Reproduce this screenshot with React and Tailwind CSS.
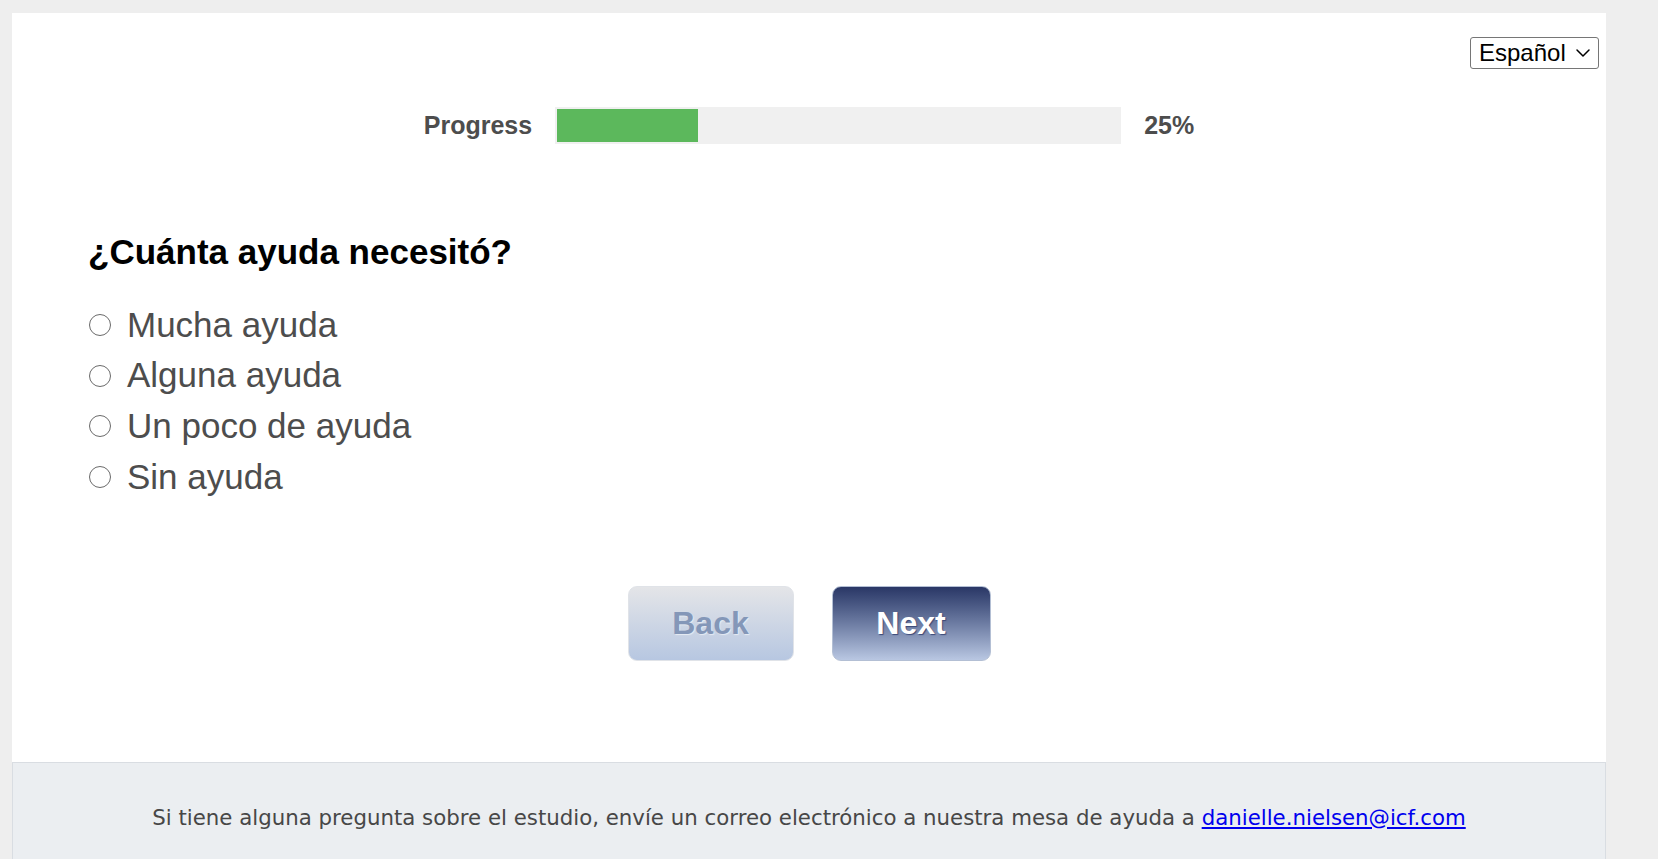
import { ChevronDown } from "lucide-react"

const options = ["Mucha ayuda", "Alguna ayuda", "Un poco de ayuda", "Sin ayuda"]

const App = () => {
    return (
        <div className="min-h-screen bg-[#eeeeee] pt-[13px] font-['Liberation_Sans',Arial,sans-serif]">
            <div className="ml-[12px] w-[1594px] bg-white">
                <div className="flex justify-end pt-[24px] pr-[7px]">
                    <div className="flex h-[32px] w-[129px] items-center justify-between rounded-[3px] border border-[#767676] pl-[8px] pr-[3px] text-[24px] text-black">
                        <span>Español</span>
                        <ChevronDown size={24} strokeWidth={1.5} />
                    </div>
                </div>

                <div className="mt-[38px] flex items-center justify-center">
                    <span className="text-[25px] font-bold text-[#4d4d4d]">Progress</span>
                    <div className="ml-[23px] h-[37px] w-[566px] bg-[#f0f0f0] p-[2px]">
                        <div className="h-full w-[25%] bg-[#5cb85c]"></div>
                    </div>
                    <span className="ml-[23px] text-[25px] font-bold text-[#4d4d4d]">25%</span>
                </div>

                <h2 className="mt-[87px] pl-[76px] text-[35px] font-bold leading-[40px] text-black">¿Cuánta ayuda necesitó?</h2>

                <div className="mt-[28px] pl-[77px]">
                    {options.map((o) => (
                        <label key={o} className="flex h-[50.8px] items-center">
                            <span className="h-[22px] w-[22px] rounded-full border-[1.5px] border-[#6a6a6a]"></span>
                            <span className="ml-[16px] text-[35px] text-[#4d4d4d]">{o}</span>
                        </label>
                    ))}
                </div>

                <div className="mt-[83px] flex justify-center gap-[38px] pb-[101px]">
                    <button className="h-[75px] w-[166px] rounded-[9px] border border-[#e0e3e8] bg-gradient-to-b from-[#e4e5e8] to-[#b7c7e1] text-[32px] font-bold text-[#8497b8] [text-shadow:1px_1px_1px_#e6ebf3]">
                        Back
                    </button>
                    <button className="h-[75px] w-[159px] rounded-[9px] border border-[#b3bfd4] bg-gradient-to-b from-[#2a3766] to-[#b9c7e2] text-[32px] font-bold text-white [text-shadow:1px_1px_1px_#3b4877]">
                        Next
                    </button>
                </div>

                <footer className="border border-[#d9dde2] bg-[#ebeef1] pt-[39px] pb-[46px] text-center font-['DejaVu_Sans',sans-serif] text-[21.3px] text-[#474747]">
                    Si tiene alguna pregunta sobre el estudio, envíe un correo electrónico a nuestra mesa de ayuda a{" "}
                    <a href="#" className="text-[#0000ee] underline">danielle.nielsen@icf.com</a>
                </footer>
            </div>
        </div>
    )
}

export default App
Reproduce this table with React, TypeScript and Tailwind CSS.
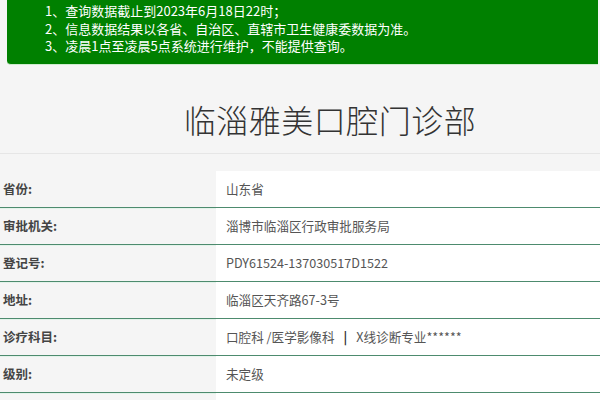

------------

- [Work required] Exclude the pictures, and transcribe all of the material exactly.

- [Reply to the exercise]
Reproduce this screenshot with React and Tailwind CSS.
import { ChevronDown } from "lucide-react"

const options = ["Mucha ayuda", "Alguna ayuda", "Un poco de ayuda", "Sin ayuda"]

const App = () => {
    return (
        <div className="min-h-screen bg-[#eeeeee] pt-[13px] font-['Liberation_Sans',Arial,sans-serif]">
            <div className="ml-[12px] w-[1594px] bg-white">
                <div className="flex justify-end pt-[24px] pr-[7px]">
                    <div className="flex h-[32px] w-[129px] items-center justify-between rounded-[3px] border border-[#767676] pl-[8px] pr-[3px] text-[24px] text-black">
                        <span>Español</span>
                        <ChevronDown size={24} strokeWidth={1.5} />
                    </div>
                </div>

                <div className="mt-[38px] flex items-center justify-center">
                    <span className="text-[25px] font-bold text-[#4d4d4d]">Progress</span>
                    <div className="ml-[23px] h-[37px] w-[566px] bg-[#f0f0f0] p-[2px]">
                        <div className="h-full w-[25%] bg-[#5cb85c]"></div>
                    </div>
                    <span className="ml-[23px] text-[25px] font-bold text-[#4d4d4d]">25%</span>
                </div>

                <h2 className="mt-[87px] pl-[76px] text-[35px] font-bold leading-[40px] text-black">¿Cuánta ayuda necesitó?</h2>

                <div className="mt-[28px] pl-[77px]">
                    {options.map((o) => (
                        <label key={o} className="flex h-[50.8px] items-center">
                            <span className="h-[22px] w-[22px] rounded-full border-[1.5px] border-[#6a6a6a]"></span>
                            <span className="ml-[16px] text-[35px] text-[#4d4d4d]">{o}</span>
                        </label>
                    ))}
                </div>

                <div className="mt-[83px] flex justify-center gap-[38px] pb-[101px]">
                    <button className="h-[75px] w-[166px] rounded-[9px] border border-[#e0e3e8] bg-gradient-to-b from-[#e4e5e8] to-[#b7c7e1] text-[32px] font-bold text-[#8497b8] [text-shadow:1px_1px_1px_#e6ebf3]">
                        Back
                    </button>
                    <button className="h-[75px] w-[159px] rounded-[9px] border border-[#b3bfd4] bg-gradient-to-b from-[#2a3766] to-[#b9c7e2] text-[32px] font-bold text-white [text-shadow:1px_1px_1px_#3b4877]">
                        Next
                    </button>
                </div>

                <footer className="border border-[#d9dde2] bg-[#ebeef1] pt-[39px] pb-[46px] text-center font-['DejaVu_Sans',sans-serif] text-[21.3px] text-[#474747]">
                    Si tiene alguna pregunta sobre el estudio, envíe un correo electrónico a nuestra mesa de ayuda a{" "}
                    <a href="#" className="text-[#0000ee] underline">danielle.nielsen@icf.com</a>
                </footer>
            </div>
        </div>
    )
}

export default App
Reproduce this table with React, TypeScript and Tailwind CSS.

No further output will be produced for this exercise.